Two years ago, a longtime friend of mine, a political scientist and retired Air Force colonel named Thomas Ehrhard, summarized the impact of post-cold war thinking on our military in this excellent article. Assuming--like the British government in the 1920s and early 1930s--that a great-power war was too unlikely to worry about, our military stopped preparing for one. That may be one reason why the Pentagon does not seem to be showing any appetite for intervention in Ukraine, the course of action which I continue to believe we should seriously consider. The battlefield news from Ukraine is still good, although the devastation of the major cities and the refugee crisis are horrifying. Unless the war ends with Putin's fall, however--an outcome that does not seem in the least likely--NATO will have to contend with very real threats to seize the Baltic states--which are far less defensible than Ukraine.
Putin has been much more patient and more clever than Hitler was. He spent years building up his economy and shoring up his domestic position.

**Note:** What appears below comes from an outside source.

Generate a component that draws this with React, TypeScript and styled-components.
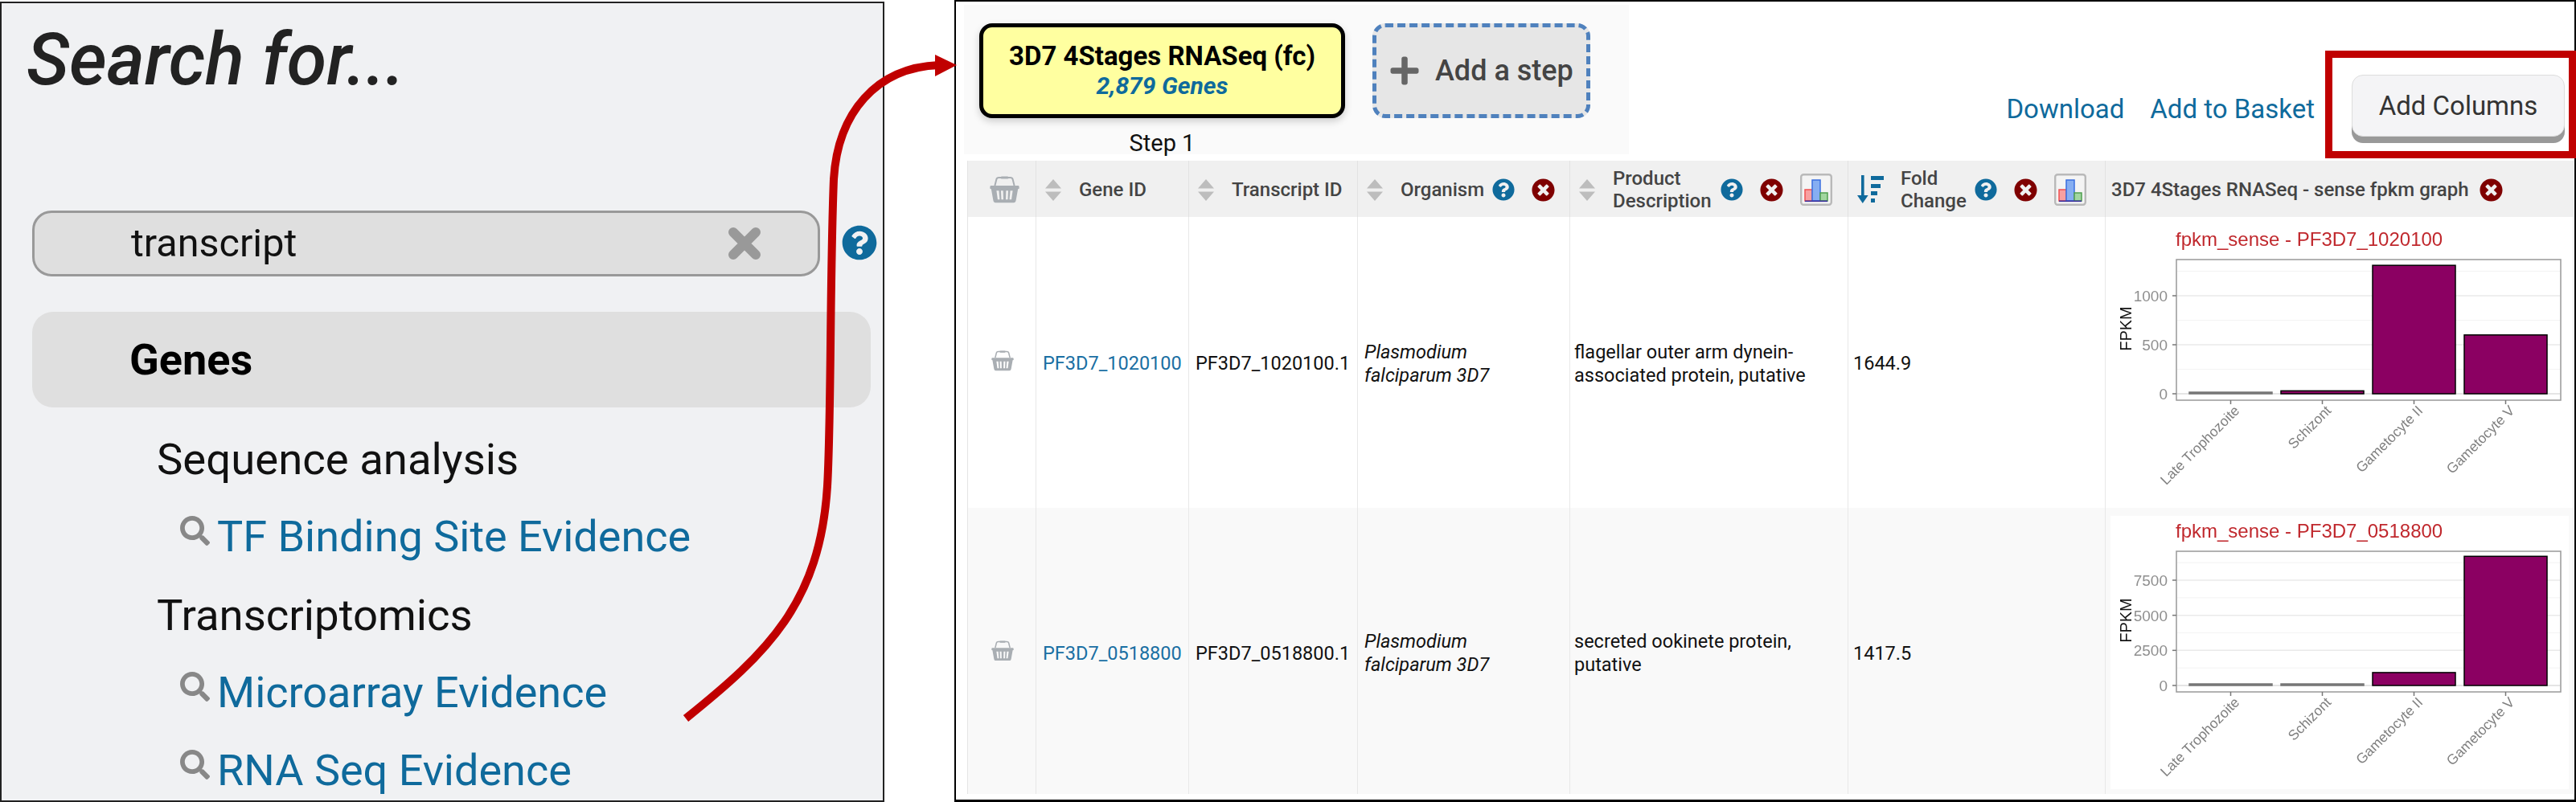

He was not, like Hitler, impelled by economic problems to expand rapidly. He did test the waters in 2014 and emerged relatively unscathed. (It isn't clear that the sanctions the west imposed at that time did that much harm.) The Chinese have also been patient. Yet Russia, and perhaps Chna as well, now feels entitled to use its military power to secure territorial ambitions. It's true that the US set the precedent for unrestrained use of its military power in Kosovo, Iraq, Libya and elsewhere. I opposed two of those interventions but I will not make the popular era of assuming that we have no right to complain about Russia's aggression because of our own behavior. A Second World War solution to the problems of Russia and China--their conquest--is obviously impossible. We must figure out what we can do, and what we are willing to do, militarily, to stop their expansion if sanctions do not bring down Putin.